Operation Exodus was one program to help Jews flee religious persecution – a problem in Ukraine and Russia for hundreds of years. As the Soviet Union began to fall, Jews found themselves facing widespread anti-Semitism and discrimination. It affected Victoria Libov everywhere she went. She was even denied entrance to a masters program she says simply because of her faith. She says it was clear for years that the family needed to leave the USSR.
Victoria Libov: “There was a famous Jewish writer who was killed during Stalin’s times and in one of his books he wrote that God made a mistake settling Jews in Russia.
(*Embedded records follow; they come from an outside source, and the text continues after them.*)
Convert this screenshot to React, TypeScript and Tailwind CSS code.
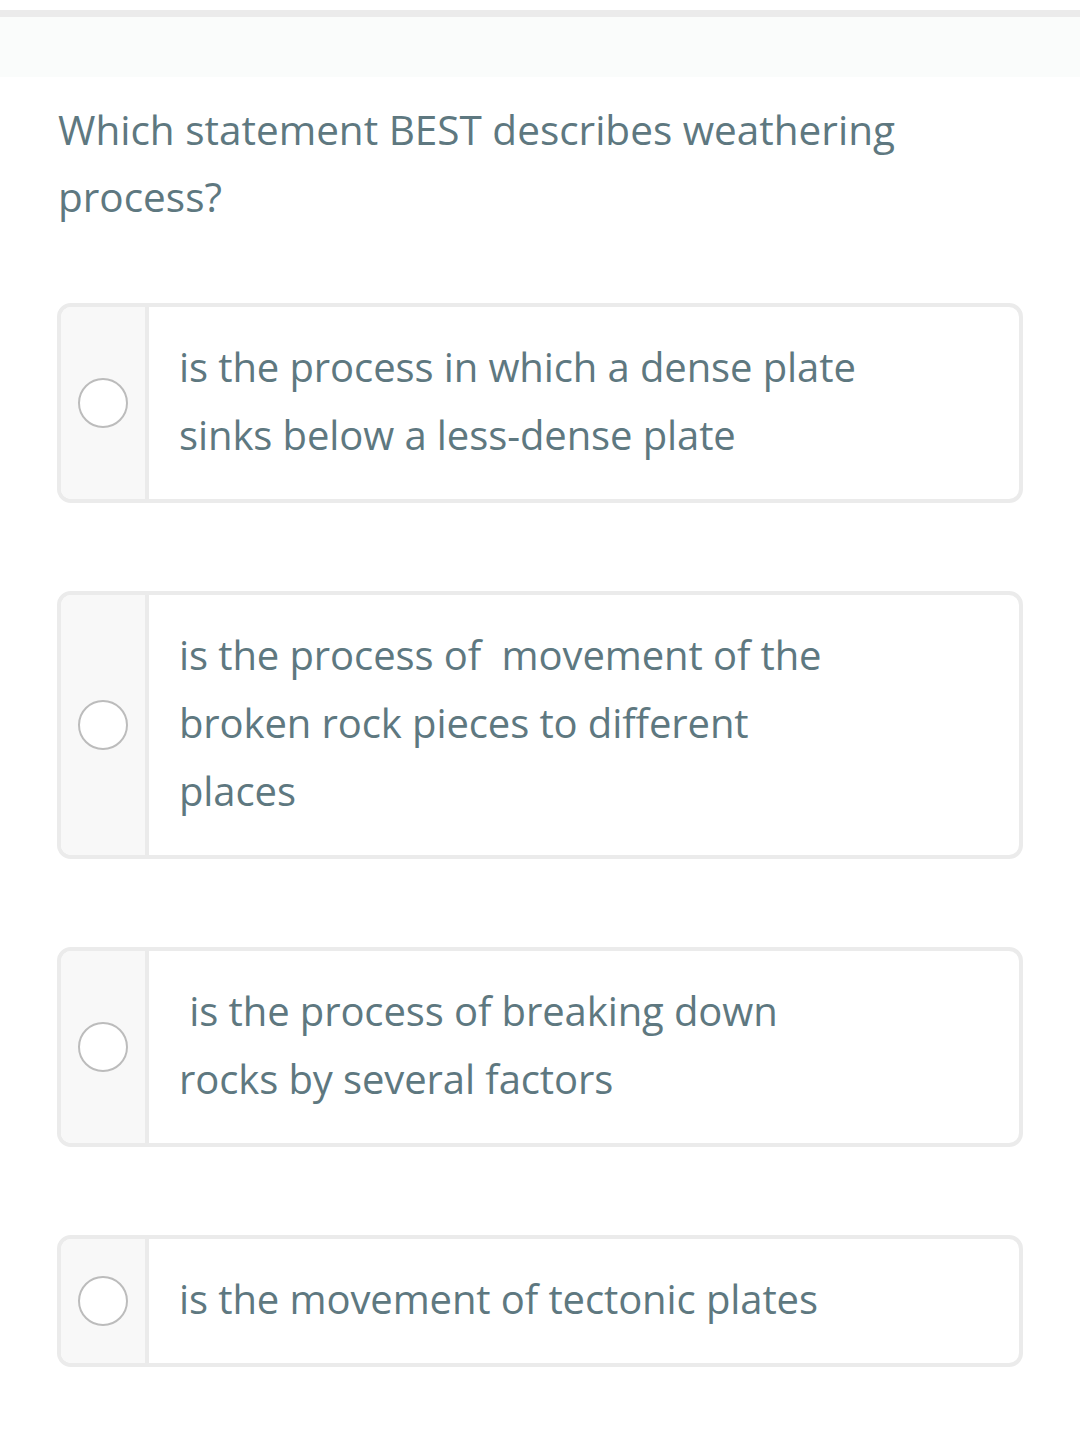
import React from 'react'

const OPTIONS: string[][] = [
  ['is the process in which a dense plate', 'sinks below a less-dense plate'],
  ['is the process of \u00a0movement of the', 'broken rock pieces to different', 'places'],
  ['\u00a0is the process of breaking down', 'rocks by several factors'],
  ['is the movement of tectonic plates'],
]

function Option({ lines }: { lines: string[] }) {
  return (
    <div className="flex rounded-[14px] border-4 border-[#ebebeb] overflow-hidden bg-white">
      <div className="w-[88px] shrink-0 bg-[#f8f8f8] border-r-4 border-[#ebebeb] flex items-center justify-center">
        <span className="w-[50px] h-[50px] rounded-full border-2 border-[#bcbcbc] bg-white" />
      </div>
      <div className="flex-1 pl-[30px] pr-6 pt-[26px] pb-[30px] text-[40px] tracking-[-0.1px] leading-[68px] text-[#5e7880]">
        {lines.map((l, i) => (
          <div key={i} className="whitespace-pre">{l}</div>
        ))}
      </div>
    </div>
  )
}

export default function App() {
  return (
    <div className="min-h-[1429px] bg-white" style={{ fontFamily: '"Open Sans", sans-serif' }}>
      <div className="h-[10px]" />
      <div className="h-[7px] bg-[#ebebeb]" />
      <div className="h-[60px] bg-[#fafcfb]" />

      <div className="px-[57px]">
        <h1 className="mt-[19px] pl-px text-[40.5px] leading-[67px] text-[#5e7880] font-normal">
          Which statement BEST describes weathering
          <br />
          process?
        </h1>

        <div className="mt-[73px] flex flex-col gap-[88px]">
          {OPTIONS.map((o, i) => (
            <Option key={i} lines={o} />
          ))}
        </div>
      </div>
    </div>
  )
}
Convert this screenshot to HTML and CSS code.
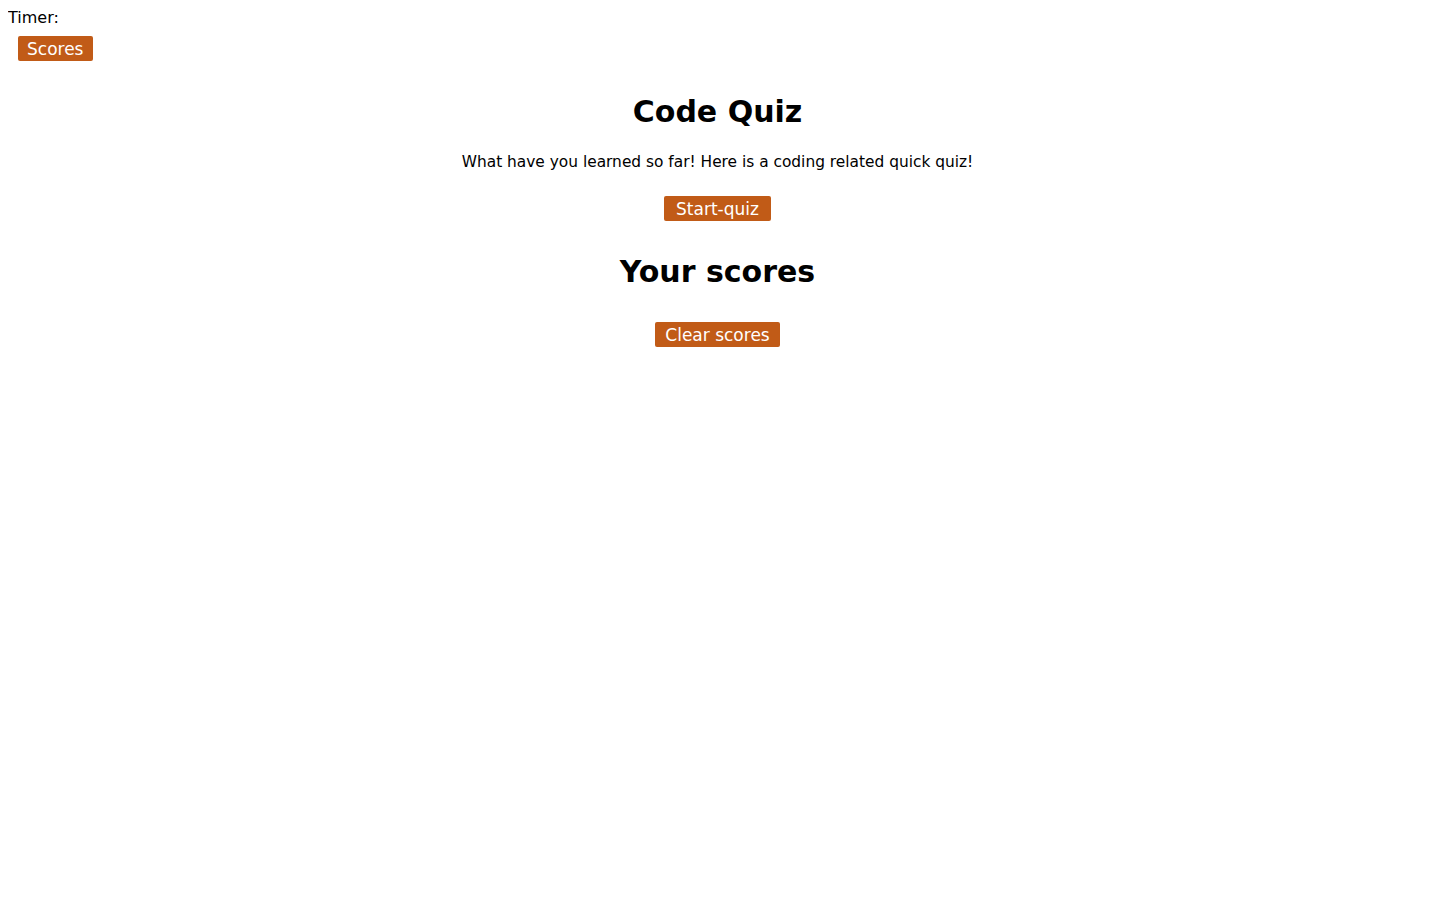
FILE: index.html
```html
<!DOCTYPE html>
<html lang="en">
<head>
<meta charset="utf-8">
<title>Code Quiz</title>
<link rel="stylesheet" href="styles.css">
</head>
<body>
<header class="top">
  <div class="timer">Timer: <span class="time"></span></div>
  <button class="btn btn-scores">Scores</button>
</header>
<main class="quiz">
  <h1 class="title">Code Quiz</h1>
  <p class="intro">What have you learned so far! Here is a coding related quick quiz!</p>
  <button class="btn btn-start">Start-quiz</button>
  <h2 class="scores-title">Your scores</h2>
  <ul class="score-list"></ul>
  <button class="btn btn-clear">Clear scores</button>
</main>
</body>
</html>
```
FILE: styles.css
```css
html, body {
  background: #ffffff;
}
body {
  margin: 8px;
  font-family: "DejaVu Sans", Verdana, sans-serif;
  color: #000000;
}
.top {
  display: flex;
  flex-direction: column;
  align-items: flex-start;
}
.timer {
  font-size: 16px;
  line-height: 19px;
  height: 19px;
}
.btn {
  display: inline-block;
  background: #c15b17;
  color: #ffffff;
  border: none;
  border-radius: 2px;
  font-family: "DejaVu Sans", Verdana, sans-serif;
  font-size: 17px;
  line-height: 25px;
  height: 25px;
  padding: 1px 10px 0;
  cursor: pointer;
}
.btn-start {
  padding: 1px 12px 0;
}
.btn-scores {
  margin: 9px 0 0 10px;
  padding: 1px 10px 0 9px;
}
.quiz {
  display: flex;
  flex-direction: column;
  align-items: center;
  text-align: center;
}
.title, .scores-title {
  font-size: 30px;
  line-height: 40px;
  font-weight: bold;
  margin: 0;
}
.title {
  margin-top: 31px;
}
.intro {
  font-size: 15.4px;
  line-height: 20px;
  margin: 20px 0 24px;
}
.scores-title {
  margin-top: 31px;
}
.score-list {
  margin: 0;
  padding: 0;
  list-style: none;
}
.btn-clear {
  margin-top: 30px;
}
```
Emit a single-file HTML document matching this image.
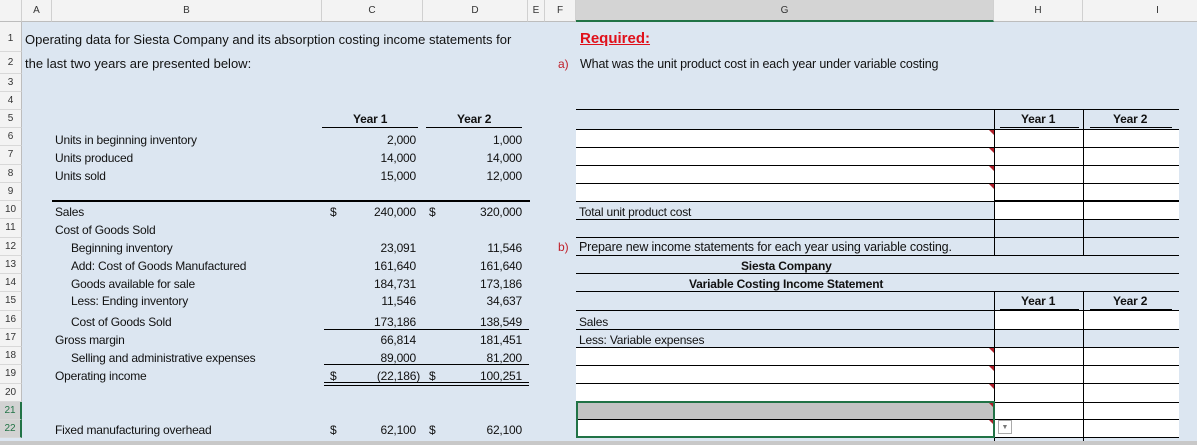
<!DOCTYPE html>
<html><head><meta charset="utf-8"><style>
*{margin:0;padding:0;box-sizing:border-box}
body{width:1197px;height:445px;overflow:hidden;background:#dce6f1;position:relative;font-family:"Liberation Sans",sans-serif}
.a{position:absolute;white-space:nowrap}
.hd{position:absolute;top:0;height:22px;background:#f3f3f3;border-right:1px solid #d0d0d0;border-bottom:1px solid #bdbdbd;font-size:10px;color:#333;text-align:center;line-height:22px}
.rn{position:absolute;left:0;width:22px;background:#f3f3f3;border-right:1px solid #bdbdbd;border-bottom:1px solid #d8d8d8;font-size:10px;color:#333;text-align:center}
.c{font-size:12px;color:#111;letter-spacing:-0.2px}
.n{font-size:12px;color:#111;text-align:right;letter-spacing:-0.2px}
.ln{position:absolute;background:#000}
.w{position:absolute;background:#fff}
.tri{position:absolute;width:0;height:0;border-top:5px solid #b0202a;border-left:5px solid transparent}
</style></head><body>
<div class="hd" style="left:0;width:22px"></div>
<div class="hd" style="left:22px;width:30px">A</div>
<div class="hd" style="left:52px;width:270px">B</div>
<div class="hd" style="left:322px;width:101px">C</div>
<div class="hd" style="left:423px;width:105px">D</div>
<div class="hd" style="left:528px;width:17px">E</div>
<div class="hd" style="left:545px;width:31px">F</div>
<div class="hd" style="left:576px;width:418px;background:#d4d4d4;border-bottom:2px solid #217346">G</div>
<div class="hd" style="left:994px;width:89px">H</div>
<div class="hd" style="left:1083px;width:150px">I</div>

<div class="rn" style="top:22px;height:30px;line-height:34px">1</div>
<div class="rn" style="top:52px;height:22px;line-height:22px">2</div>
<div class="rn" style="top:74px;height:18px;line-height:18px">3</div>
<div class="rn" style="top:92px;height:18px;line-height:18px">4</div>
<div id="rows"></div>
<script>
var h='';for(var r=5;r<=22;r++){var t=110+(r-5)*18.24;var st=(r>=21)?'background:#d2d2d2;color:#217346;border-right:2px solid #217346;':'';h+='<div class="rn" style="top:'+t+'px;height:18.24px;line-height:18px;'+st+'">'+r+'</div>';}
document.getElementById('rows').outerHTML=h;
</script>

<div class="a" style="left:25px;top:32px;font-size:13px;color:#111">Operating data for Siesta Company and its absorption costing income statements for</div>
<div class="a" style="left:25px;top:56px;font-size:13px;color:#111">the last two years are presented below:</div>

<div class="a c" style="left:353px;top:112px;font-weight:bold">Year 1</div>
<div class="a c" style="left:457px;top:112px;font-weight:bold">Year 2</div>
<div class="ln" style="left:322px;top:127px;width:96px;height:1px"></div>
<div class="ln" style="left:426px;top:127px;width:96px;height:1px"></div>

<div class="a c" style="left:55px;top:133px">Units in beginning inventory</div>
<div class="a c" style="left:55px;top:151px">Units produced</div>
<div class="a c" style="left:55px;top:169px">Units sold</div>
<div class="a c" style="left:55px;top:205px">Sales</div>
<div class="a c" style="left:55px;top:223px">Cost of Goods Sold</div>
<div class="a c" style="left:71px;top:241px">Beginning inventory</div>
<div class="a c" style="left:71px;top:259px">Add: Cost of Goods Manufactured</div>
<div class="a c" style="left:71px;top:277px">Goods available for sale</div>
<div class="a c" style="left:71px;top:294px">Less: Ending inventory</div>
<div class="a c" style="left:71px;top:315px">Cost of Goods Sold</div>
<div class="a c" style="left:55px;top:333px">Gross margin</div>
<div class="a c" style="left:71px;top:351px">Selling and administrative expenses</div>
<div class="a c" style="left:55px;top:369px">Operating income</div>
<div class="a c" style="left:55px;top:423px">Fixed manufacturing overhead</div>

<div class="ln" style="left:52px;top:200px;width:478px;height:2px"></div>
<div class="ln" style="left:324px;top:329px;width:205px;height:1px"></div>
<div class="ln" style="left:324px;top:364px;width:205px;height:1px"></div>
<div class="ln" style="left:324px;top:382px;width:205px;height:1px"></div>
<div class="ln" style="left:324px;top:385px;width:205px;height:1px"></div>

<div id="nums"></div>
<script>
var d=[[133,'2,000','1,000'],[151,'14,000','14,000'],[169,'15,000','12,000'],[205,'240,000','320,000'],[241,'23,091','11,546'],[259,'161,640','161,640'],[277,'184,731','173,186'],[294,'11,546','34,637'],[315,'173,186','138,549'],[333,'66,814','181,451'],[351,'89,000','81,200'],[369,'(22,186)','100,251'],[423,'62,100','62,100']];
var s='';d.forEach(function(x){s+='<div class="a n" style="left:330px;width:'+(x[1][0]=='('?90:86)+'px;top:'+x[0]+'px">'+x[1]+'</div><div class="a n" style="left:430px;width:92px;top:'+x[0]+'px">'+x[2]+'</div>';});
[205,369,423].forEach(function(t){s+='<div class="a c" style="left:330px;top:'+t+'px">$</div><div class="a c" style="left:429px;top:'+t+'px">$</div>';});
document.getElementById('nums').outerHTML=s;
</script>

<div class="a" style="left:580px;top:30px;font-size:15px;font-weight:bold;color:#e0101a;text-decoration:underline">Required:</div>
<div class="a" style="left:558px;top:57px;font-size:12px;color:#c0202a">a)</div>
<div class="a" style="left:580px;top:57px;font-size:12.5px;color:#111;letter-spacing:-0.15px">What was the unit product cost in each year under variable costing</div>

<div class="w" style="left:576px;top:129px;width:418px;height:72px"></div>
<div class="w" style="left:994px;top:129px;width:185px;height:90px"></div>
<div class="w" style="left:994px;top:310px;width:185px;height:19px"></div>
<div class="w" style="left:576px;top:347px;width:603px;height:90px"></div>
<div class="a" style="left:576px;top:402px;width:418px;height:17px;background:#c4c4c4"></div>

<div id="rlines"></div>
<script>
var ys=[109,129,147,165,183,201,219,237,255,273,291,310,329,347,365,383,402,419,437];var s='';
ys.forEach(function(y){s+='<div class="ln" style="left:576px;top:'+y+'px;width:603px;height:1px"></div>';});
s+='<div class="ln" style="left:994px;top:200px;width:185px;height:2px"></div>';
[994,1083].forEach(function(x){s+='<div class="ln" style="left:'+x+'px;top:109px;width:1px;height:146px"></div><div class="ln" style="left:'+x+'px;top:291px;width:1px;height:154px"></div>';});
[129,147,165,183,347,365,383,402,419].forEach(function(y){s+='<div class="tri" style="left:989px;top:'+(y+1)+'px"></div>';});
document.getElementById('rlines').outerHTML=s;
</script>
<div class="a" style="left:576px;top:401px;width:419px;height:37px;border:2px solid #217346"></div>
<div class="a" style="left:998px;top:420px;width:14px;height:14px;background:#fff;border:1px solid #aaa;font-size:7px;color:#777;text-align:center;line-height:13px">▼</div>

<div class="a c" style="left:1021px;top:112px;font-weight:bold">Year 1</div>
<div class="a c" style="left:1113px;top:112px;font-weight:bold">Year 2</div>
<div class="ln" style="left:1000px;top:127px;width:79px;height:1px"></div>
<div class="ln" style="left:1090px;top:127px;width:82px;height:1px"></div>
<div class="a c" style="left:1021px;top:294px;font-weight:bold">Year 1</div>
<div class="a c" style="left:1113px;top:294px;font-weight:bold">Year 2</div>
<div class="ln" style="left:1000px;top:309px;width:79px;height:1px"></div>
<div class="ln" style="left:1090px;top:309px;width:82px;height:1px"></div>

<div class="a c" style="left:579px;top:205px">Total unit product cost</div>
<div class="a" style="left:558px;top:240px;font-size:12px;color:#c0202a">b)</div>
<div class="a" style="left:579px;top:240px;font-size:12.5px;color:#111;letter-spacing:-0.15px">Prepare new income statements for each year using variable costing.</div>
<div class="a c" style="left:741px;top:259px;font-weight:bold">Siesta Company</div>
<div class="a c" style="left:689px;top:277px;font-weight:bold">Variable Costing Income Statement</div>
<div class="a c" style="left:579px;top:315px">Sales</div>
<div class="a c" style="left:579px;top:333px">Less: Variable expenses</div>

<div class="a" style="left:0;top:441px;width:1197px;height:4px;background:#c8c8c8"></div>
</body></html>
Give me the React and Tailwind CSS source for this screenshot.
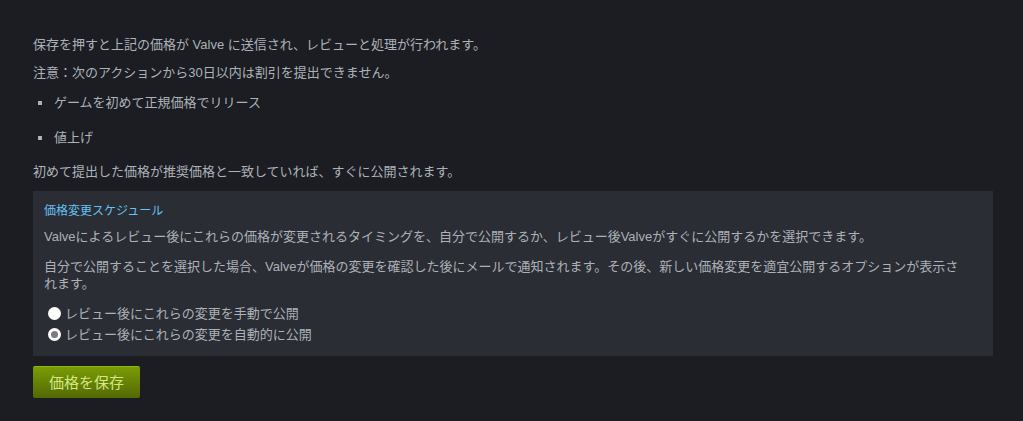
export default function App() {
  const font = { fontFamily: '"Liberation Sans", "Noto Sans CJK JP", sans-serif' };
  return (
    <div className="w-[1023px] h-[421px] bg-[#1b1d22] text-[#acb2b8] text-[13px] leading-[18px] overflow-hidden" style={font}>
      <div className="pl-[33px] pr-[30px] pt-[36px]">
        <p className="mb-[10px]">保存を押すと上記の価格が Valve に送信され、レビューと処理が行われます。</p>
        <p className="mb-[12px]">注意：次のアクションから30日以内は割引を提出できません。</p>
        <ul className="mb-[16px]">
          <li className="flex items-center mb-[17px]">
            <span className="w-[4px] h-[4px] bg-[#acb2b8] ml-[5px] mr-[12px]"></span>
            ゲームを初めて正規価格でリリース
          </li>
          <li className="flex items-center">
            <span className="w-[4px] h-[4px] bg-[#acb2b8] ml-[5px] mr-[12px]"></span>
            値上げ
          </li>
        </ul>
        <p className="mb-[10px]">初めて提出した価格が推奨価格と一致していれば、すぐに公開されます。</p>
        <div className="w-[960px] bg-[#2a2d33] pl-[11px] pr-[30px] pt-[11px] pb-[11px]">
          <div className="text-[12px] text-[#67c1f5] mb-[8px]">価格変更スケジュール</div>
          <p className="mb-[12px]">Valveによるレビュー後にこれらの価格が変更されるタイミングを、自分で公開するか、レビュー後Valveがすぐに公開するかを選択できます。</p>
          <p className="mb-[11px] leading-[17px]">自分で公開することを選択した場合、Valveが価格の変更を確認した後にメールで通知されます。その後、新しい価格変更を適宜公開するオプションが表示されます。</p>
          <div className="flex items-center h-[21px] pl-[4px]">
            <span className="w-[13px] h-[13px] rounded-full bg-white mr-[4px]"></span>
            <span>レビュー後にこれらの変更を手動で公開</span>
          </div>
          <div className="flex items-center h-[21px] pl-[4px]">
            <span className="w-[13px] h-[13px] rounded-full bg-white mr-[4px] flex items-center justify-center">
              <span className="w-[7px] h-[7px] rounded-full bg-[#7a7a7a]"></span>
            </span>
            <span>レビュー後にこれらの変更を自動的に公開</span>
          </div>
        </div>
        <button className="mt-[10px] w-[107px] h-[32px] rounded-[2px] bg-gradient-to-b from-[#7a9c05] to-[#536904] text-[#d2e885] text-[15px] flex items-center justify-center border-t border-[#8fb80a]">
          価格を保存
        </button>
      </div>
    </div>
  );
}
What my husband and I say is we’ve corrected that mistake.”
That “correction” started with a couple in Salem, Oregon who agreed to sponsor the Libov’s through “Jewish Family and Child Service” to come as refugees to Portland. So in 1991 the family escaped the Soviet Union right before it collapsed. Libov remembers arriving in Portland with her family with $750 and a few suitcases. Three weeks later she had her first American job.
Victoria Libov: “ I was hired at the Jewish child care. The community here was really wonderful and helpful.”
Her husband, though, had a much harder time finding a job. Once a successful electrical engineer, he ended up an electrician.
Victoria Libov: “ I think my husband made a big sacrifice… never got back to what he loved to do.”
That sacrifice has been worth it she explains because their daughters have been able to realize their dreams - something that never would have happened in the former Soviet Union.
Victoria Libov: “And everything that we have… the girls success. The jobs. The house. Other things, friends that aren’t material. It all started from 750 dollars and suitcases and we just Victoria Libov carries that same can-do attitude with her today, hoping her own story will inspire the refugees she meets in Portland. She’s worked at IRCO for 17 years, helping refugees find jobs.
Job opportunities for refugees she says are the worst they’ve ever been. Her index of the economy is her monthly binder of job prospects. One from three years ago is bursting with job orders. The latest....
Victoria Libov: “Well this is what we have now. And some of them are from December."
Sadie Babits: "Not very much."
Victoria Libov: "Yeah.”
Still Libov holds out hope. She says the majority of refugees she meets are incredibly self-reliant.
Victoria Libov: “ They’re survivors. If you’re able to manage what you managed back there, wherever you were .. in a camp, in your house, with suffering seeing your family destroyed. If you managed to live through this and come here … you’ll make it here. It’s in your hands.”
Working with refugees everyday reminds Libov of how her own life – eighteen years ago - got started in America. It’s a country she still believes is a land of opportunity, even in a slumping economy.